A really fun part of my job as Developer Evangelist is coding and figuring out how things work. And of course sometimes that involves installing new pieces of software that doesn't perform as expected. Since a lot of my time is spent with a lot of virtual machines I've been thinking about trying the recently released Microsoft Virtual Server 2005 R2. It's suppose to be a faster virtual environment than Virtual PC 2004 and easier to manage multiple virtual images with. All-in-all I've heard good things about it, so today I decided to give it a whirl.
Installation seemed like a breeze - at first. Towards the end of the install just when I thought I was home free, an ominous error popped up, "Error 1402: Could not open key: HKEY_LOCAL_MACHINE\Software\Classes\Msxml2.DOMDocument.4.0\CLSID. Verify that you have sufficient access to that key, or contact your support personnel.”
To say the least, it felt like an interesting geek detour had surfaced for the day. :)
I proceed to crack open good ol' Regedit and try to open that registry key. Access denied. Tried to delete it. Access denied. Tried to change permissions to Full Control. No luck. It sounded like there was a lock on this key so I reboot into safe mode and tried Regedit again to delete it. Dang it, same thing.

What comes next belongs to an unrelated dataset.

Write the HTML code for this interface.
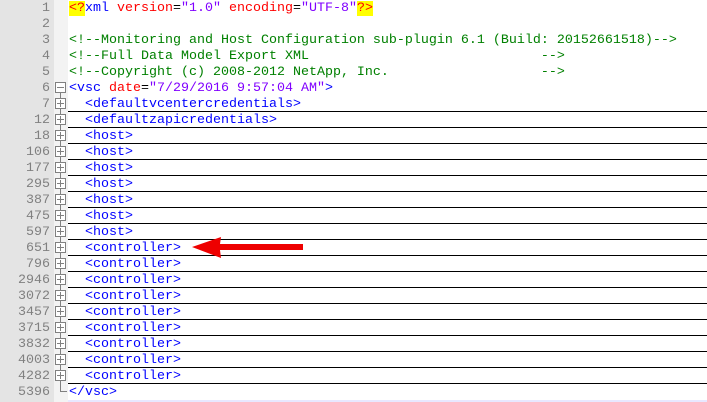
<!DOCTYPE html><html><head><style>
body{margin:0;width:707px;height:402px;background:#fff;overflow:hidden;font-family:"Liberation Mono",monospace;font-size:13.33px;position:relative}
.g{position:absolute;left:0;top:0;width:54px;height:402px;background:#e4e4e4}
.f{position:absolute;left:54px;top:0;width:14px;height:402px;background:#f3f3f3}
.r{position:absolute;left:0;height:16px;line-height:16px;width:707px;white-space:pre}
.n{position:absolute;left:0;top:1px;width:50px;text-align:right;color:#808080}
.t{position:absolute;left:69px;top:1px}
.u{position:absolute;left:68px;right:0;bottom:0;border-bottom:1px solid #000}
.b{position:absolute;left:55px;top:2px;width:11px;height:11px;border:1px solid #808080;background:#fff;box-sizing:border-box}
.b:before{content:"";position:absolute;left:1px;top:4px;width:7px;height:1px;background:#808080}
.p:after{content:"";position:absolute;left:4px;top:1px;width:1px;height:7px;background:#808080}
.c{color:#008000}.k{color:#0000ff}.a{color:#ff0000}.v{color:#8000ff}.y{background:#ffff00;color:#ff0000}
</style></head><body>
<div class="g"></div><div class="f"></div>
<div style="position:absolute;left:60px;top:93px;width:1px;height:299px;background:#808080"></div>
<div style="position:absolute;left:60px;top:391px;width:7px;height:1px;background:#808080"></div>
<div class="r" style="top:0"><span class="n">1</span><span class="t"><span class="y">&lt;?</span><span class="k">xml</span><span class="a"> version</span>=<span class="v">"1.0"</span><span class="a"> encoding</span>=<span class="v">"UTF-8"</span><span class="y">?&gt;</span></span></div>
<div class="r" style="top:16px"><span class="n">2</span></div>
<div class="r" style="top:32px"><span class="n">3</span><span class="t c">&lt;!--Monitoring and Host Configuration sub-plugin 6.1 (Build: 20152661518)--&gt;</span></div>
<div class="r" style="top:48px"><span class="n">4</span><span class="t c">&lt;!--Full Data Model Export XML                             --&gt;</span></div>
<div class="r" style="top:64px"><span class="n">5</span><span class="t c">&lt;!--Copyright (c) 2008-2012 NetApp, Inc.                   --&gt;</span></div>
<div class="r" style="top:80px"><span class="n">6</span><span class="b"></span><span class="t"><span class="k">&lt;vsc</span><span class="a"> date</span>=<span class="v">"7/29/2016 9:57:04 AM"</span><span class="k">&gt;</span></span></div>
<div class="r" style="top:96px"><span class="n">7</span><span class="b p"></span><span class="t k">  &lt;defaultvcentercredentials&gt;</span><span class="u"></span></div>
<div class="r" style="top:112px"><span class="n">12</span><span class="b p"></span><span class="t k">  &lt;defaultzapicredentials&gt;</span><span class="u"></span></div>
<div class="r" style="top:128px"><span class="n">18</span><span class="b p"></span><span class="t k">  &lt;host&gt;</span><span class="u"></span></div>
<div class="r" style="top:144px"><span class="n">106</span><span class="b p"></span><span class="t k">  &lt;host&gt;</span><span class="u"></span></div>
<div class="r" style="top:160px"><span class="n">177</span><span class="b p"></span><span class="t k">  &lt;host&gt;</span><span class="u"></span></div>
<div class="r" style="top:176px"><span class="n">295</span><span class="b p"></span><span class="t k">  &lt;host&gt;</span><span class="u"></span></div>
<div class="r" style="top:192px"><span class="n">387</span><span class="b p"></span><span class="t k">  &lt;host&gt;</span><span class="u"></span></div>
<div class="r" style="top:208px"><span class="n">475</span><span class="b p"></span><span class="t k">  &lt;host&gt;</span><span class="u"></span></div>
<div class="r" style="top:224px"><span class="n">597</span><span class="b p"></span><span class="t k">  &lt;host&gt;</span><span class="u"></span></div>
<div class="r" style="top:240px"><span class="n">651</span><span class="b p"></span><span class="t k">  &lt;controller&gt;</span><span class="u"></span></div>
<div class="r" style="top:256px"><span class="n">796</span><span class="b p"></span><span class="t k">  &lt;controller&gt;</span><span class="u"></span></div>
<div class="r" style="top:272px"><span class="n">2946</span><span class="b p"></span><span class="t k">  &lt;controller&gt;</span><span class="u"></span></div>
<div class="r" style="top:288px"><span class="n">3072</span><span class="b p"></span><span class="t k">  &lt;controller&gt;</span><span class="u"></span></div>
<div class="r" style="top:304px"><span class="n">3457</span><span class="b p"></span><span class="t k">  &lt;controller&gt;</span><span class="u"></span></div>
<div class="r" style="top:320px"><span class="n">3715</span><span class="b p"></span><span class="t k">  &lt;controller&gt;</span><span class="u"></span></div>
<div class="r" style="top:336px"><span class="n">3832</span><span class="b p"></span><span class="t k">  &lt;controller&gt;</span><span class="u"></span></div>
<div class="r" style="top:352px"><span class="n">4003</span><span class="b p"></span><span class="t k">  &lt;controller&gt;</span><span class="u"></span></div>
<div class="r" style="top:368px"><span class="n">4282</span><span class="b p"></span><span class="t k">  &lt;controller&gt;</span><span class="u"></span></div>
<div class="r" style="top:384px"><span class="n">5396</span><span class="t k">&lt;/vsc&gt;</span></div>
<div style="position:absolute;left:68px;top:400px;width:639px;height:2px;background:#e8e8ff"></div>
<svg style="position:absolute;left:0;top:0" width="707" height="402"><polygon points="192,247 221,237 220,244 303,244 303,250 220,250 221,258" fill="#ee0000"/></svg>
</body></html>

Ended up downloading a command-line tool from the Windows Resource Kit, Subinacl.exe, and put together a .cmd batch file with two lines of script:
subinacl /subkeyreg HKEY_LOCAL_MACHINE /grant=administrators=f
subinacl /subkeyreg HKEY_LOCAL_MACHINE /grant=system=f
After running that batch (still as Administrator), I was able to delete the registry key references. Woohoo :) I ended up ridding all entries containing Msxml2.xx.4.0. Now, MSXML 4.0 needed to be downloaded and reinstalled, which I promptly did, without a hitch.

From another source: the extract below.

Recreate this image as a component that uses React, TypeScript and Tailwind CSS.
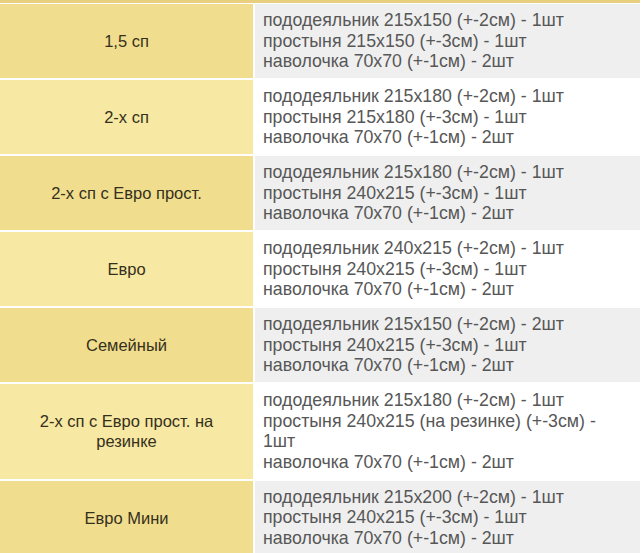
const rows = [
  {
    name: '1,5 сп',
    lines: ['пододеяльник 215х150 (+-2см) - 1шт', 'простыня 215х150 (+-3см) - 1шт', 'наволочка 70х70 (+-1см) - 2шт'],
  },
  {
    name: '2-х сп',
    lines: ['пододеяльник 215х180 (+-2см) - 1шт', 'простыня 215х180 (+-3см) - 1шт', 'наволочка 70х70 (+-1см) - 2шт'],
  },
  {
    name: '2-х сп с Евро прост.',
    lines: ['пододеяльник 215х180 (+-2см) - 1шт', 'простыня 240х215 (+-3см) - 1шт', 'наволочка 70х70 (+-1см) - 2шт'],
  },
  {
    name: 'Евро',
    lines: ['пододеяльник 240х215 (+-2см) - 1шт', 'простыня 240х215 (+-3см) - 1шт', 'наволочка 70х70 (+-1см) - 2шт'],
  },
  {
    name: 'Семейный',
    lines: ['пододеяльник 215х150 (+-2см) - 2шт', 'простыня 240х215 (+-3см) - 1шт', 'наволочка 70х70 (+-1см) - 2шт'],
  },
  {
    name: '2-х сп с Евро прост. на резинке',
    lines: ['пододеяльник 215х180 (+-2см) - 1шт', 'простыня 240х215 (на резинке) (+-3см) - 1шт', 'наволочка 70х70 (+-1см) - 2шт'],
  },
  {
    name: 'Евро Мини',
    lines: ['пододеяльник 215х200 (+-2см) - 1шт', 'простыня 240х215 (+-3см) - 1шт', 'наволочка 70х70 (+-1см) - 2шт'],
  },
];

export default function App() {
  return (
    <div className="w-[643px] h-[553px] overflow-hidden bg-white font-['Liberation_Sans',Arial,sans-serif]">
      <div className="w-[640px] h-[3px] bg-[#e8cf7e] mb-[1px]" />
      <div className="w-[640px] flex flex-col gap-[2px]">
        {rows.map((row, i) => (
          <div key={row.name} className="flex gap-[2px]">
            <div
              className={`w-[253px] shrink-0 flex items-center justify-center text-center px-6 text-[16.5px] leading-[20px] text-[#35301c] ${
                i % 2 === 0 ? 'bg-[#f1dd8e]' : 'bg-[#f7e8a3]'
              }`}
            >
              {row.name}
            </div>
            <div
              className={`flex-1 py-[6.25px] pl-[8px] pr-4 text-[17.75px] leading-[20.5px] text-[#575757] ${
                i % 2 === 0 ? 'bg-[#efefef]' : 'bg-white'
              }`}
            >
              {row.lines.map((l) => (
                <div key={l}>{l}</div>
              ))}
            </div>
          </div>
        ))}
      </div>
    </div>
  );
}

Almost an hour later, everything started looking up, and I was ready to try my luck again with Virtual Server. Went and started the install package, and voila, it worked! Now I'm running my virtual machine image of Windows Workflow Foundation and the performance is noticeably a whole lot better, with 600MB of RAM allocated for this instance and less than 15% CPU utlization on average just performing standard compile and debug tasks. I was impressed. The web interface and remote control client took a little getting use to; just spent 10 minutes figuring out how to navigate & configure VMs and it really was a breeze to work with after that.

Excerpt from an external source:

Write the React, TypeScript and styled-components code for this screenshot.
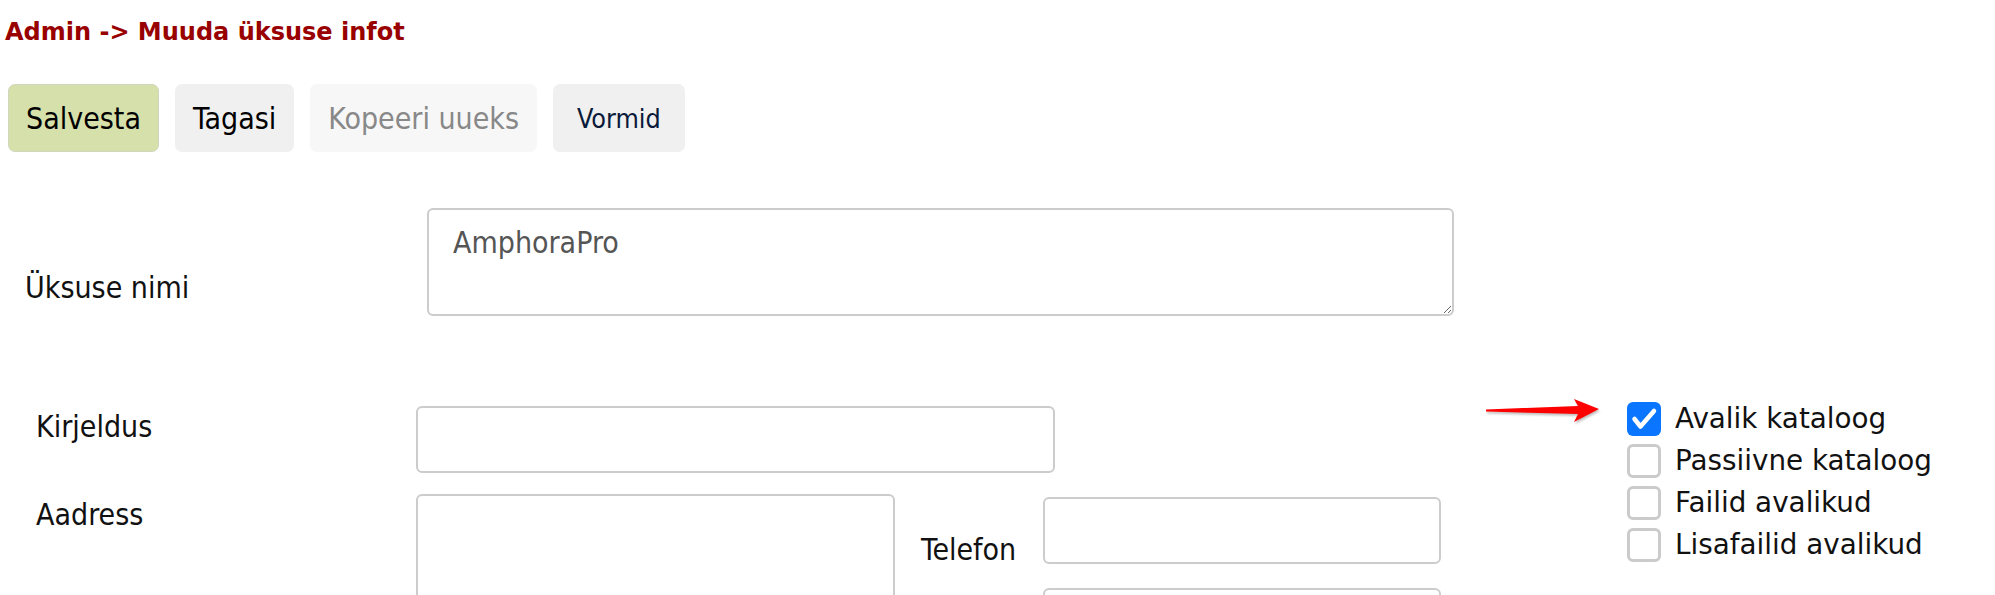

While the first thing I did notice right off the bat was how much faster it was at running VMs, it also solved a thorny problem I was having with my home PC running Virtual PC 2004 SP1: There was a blue screen inside the VM everytime it was shut down, and the resulting memory dump faults the PC's AMD x64 chipset.
Now, everything runs without a hitch on Virtual Server so far. Next I'll probably try loading a couple VMs side-by-side on my laptop and see how things fare. Hopefully everything will run decently on a 2.13GHz Pentium M with 2GB of RAM running on a separate disk spindle.
It was an interesting hour or so, and at the end of which having become rather fond of Virtual Server, I've decided to use it with all my future dev work and customer demos. Maybe you will too.